**** COLLECTED MATERIAL ****
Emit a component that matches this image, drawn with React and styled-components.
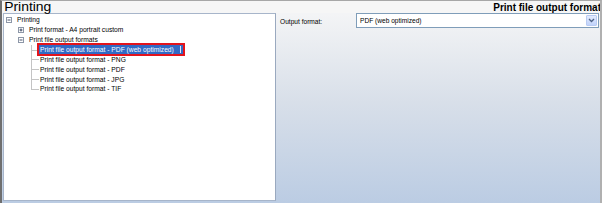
import React from "react";
import styled, { createGlobalStyle } from "styled-components";

const GlobalStyle = createGlobalStyle`
  html, body { margin: 0; padding: 0; background: #ffffff; }
  body { font-family: "Liberation Sans", Arial, sans-serif; }
`;

const nodes = [
  { label: "Printing", level: 0, expander: "minus" },
  { label: "Print format - A4 portrait custom", level: 1, expander: "plus" },
  { label: "Print file output formats", level: 1, expander: "minus" },
  { label: "Print file output format - PDF (web optimized)", level: 2, selected: true },
  { label: "Print file output format - PNG", level: 2 },
  { label: "Print file output format - PDF", level: 2 },
  { label: "Print file output format - JPG", level: 2 },
  { label: "Print file output format - TIF", level: 2, last: true },
];

function Expander({ type }) {
  return (
    <ExpanderBox width="6" height="6" viewBox="0 0 6 6">
      <rect x="0.5" y="0.5" width="5" height="5" fill="#fff" stroke="#8d97a8" />
      <line x1="1.5" y1="3" x2="4.5" y2="3" stroke="#1c2a4a" strokeWidth="0.8" />
      {type === "plus" && (
        <line x1="3" y1="1.5" x2="3" y2="4.5" stroke="#1c2a4a" strokeWidth="0.8" />
      )}
    </ExpanderBox>
  );
}

export default function App() {
  return (
    <>
      <GlobalStyle />
      <Window>
        <Header>
          <Title>Printing</Title>
          <SectionTitle>Print file output format</SectionTitle>
        </Header>
        <Body>
          <TreePanel>
            {nodes.map((n) => (
              <TreeRow key={n.label} level={n.level} last={n.last}>
                {n.expander && <Expander type={n.expander} />}
                <NodeLabel selected={n.selected}>{n.label}</NodeLabel>
              </TreeRow>
            ))}
          </TreePanel>
          <Settings>
            <FieldRow>
              <FieldLabel>Output format:</FieldLabel>
              <Combo>
                <ComboText>PDF (web optimized)</ComboText>
                <ComboButton>
                  <svg width="7" height="5" viewBox="0 0 7 5">
                    <path d="M1 1 L3.5 3.5 L6 1" fill="none" stroke="#4d6185" strokeWidth="1.3" />
                  </svg>
                </ComboButton>
              </Combo>
            </FieldRow>
          </Settings>
        </Body>
      </Window>
    </>
  );
}

const Window = styled.div`
  width: 602px;
  height: 203px;
  box-sizing: border-box;
  border-top: 1px solid #a7a7a7;
  border-left: 2px solid #6f6f6f;
  border-right: 2px solid #b0b0b0;
  background: linear-gradient(to bottom, #f7f7f8 0%, #eef0f3 15%, #d8dfe9 50%, #bbcce3 100%);
  display: flex;
  flex-direction: column;
  overflow: hidden;
`;

const Header = styled.div`
  height: 12px;
  display: flex;
  justify-content: space-between;
  align-items: flex-end;
  background: #f6f6f6;
`;

const Title = styled.span`
  font-size: 13px;
  line-height: 12px;
  color: #000;
  padding-left: 2px;
  transform: scaleX(1.07);
  transform-origin: left;
`;

const SectionTitle = styled.span`
  font-size: 10px;
  font-weight: bold;
  line-height: 10px;
  color: #000;
  white-space: nowrap;
  margin-right: -1px;
`;

const Body = styled.div`
  flex: 1;
  display: flex;
  padding: 0 0 2px 1px;
`;

const TreePanel = styled.div`
  width: 273px;
  box-sizing: border-box;
  background: #ffffff;
  border: 1px solid #a7b5ca;
  border-right-color: #9aa9bf;
  padding-top: 1px;
  font-size: 6.7px;
  color: #000;
`;

const TreeRow = styled.div`
  position: relative;
  height: 9.86px;
  display: flex;
  align-items: center;
  gap: 4px;
  white-space: nowrap;
  padding-left: ${(p) => (p.level === 0 ? 2 : p.level === 1 ? 14 : 35)}px;

  ${(p) =>
    p.level === 2 &&
    `
    &::before {
      content: "";
      position: absolute;
      left: 27px;
      top: 0;
      height: ${p.last ? "50%" : "100%"};
      border-left: 1px solid #c4c4c4;
    }
    &::after {
      content: "";
      position: absolute;
      left: 27px;
      top: 50%;
      width: 8px;
      border-top: 1px solid #c4c4c4;
    }
  `}
`;

const ExpanderBox = styled.svg`
  flex: none;
  display: block;
`;

const NodeLabel = styled.span`
  position: relative;
  z-index: 1;
  line-height: 9px;
  padding: 0 ${(p) => (p.selected ? "9px" : "1px")} 0 1px;
  ${(p) =>
    p.selected &&
    `
    background: #316ac5;
    color: #ffffff;
    outline: 2px solid #e3141c;
    &::after {
      content: "";
      position: absolute;
      right: 2px;
      top: 1px;
      bottom: 1px;
      width: 1px;
      background: #dfe6f4;
    }
  `}
`;

const Settings = styled.div`
  flex: 1;
  padding-left: 4px;
`;

const FieldRow = styled.div`
  display: flex;
  align-items: center;
  height: 15px;
`;

const FieldLabel = styled.span`
  width: 76px;
  font-size: 6.6px;
  color: #000;
  padding-top: 1px;
`;

const Combo = styled.div`
  flex: 1;
  height: 15px;
  box-sizing: border-box;
  margin-right: 1px;
  border: 1px solid #7f9db9;
  background: #ffffff;
  display: flex;
  align-items: center;
  padding: 0 1px 0 3px;
`;

const ComboText = styled.span`
  flex: 1;
  font-size: 6.6px;
  color: #000;
`;

const ComboButton = styled.div`
  width: 11px;
  height: 11px;
  box-sizing: border-box;
  border: 1px solid #b9cbf3;
  border-radius: 1px;
  background: linear-gradient(to bottom, #e3ebfd, #c1d3fb);
  display: flex;
  align-items: center;
  justify-content: center;
`;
****
## SHORT EXERCISE
What is the number of lines in the listing above that contain the string "React"? Give only the number.

## TASK RESPONSE
2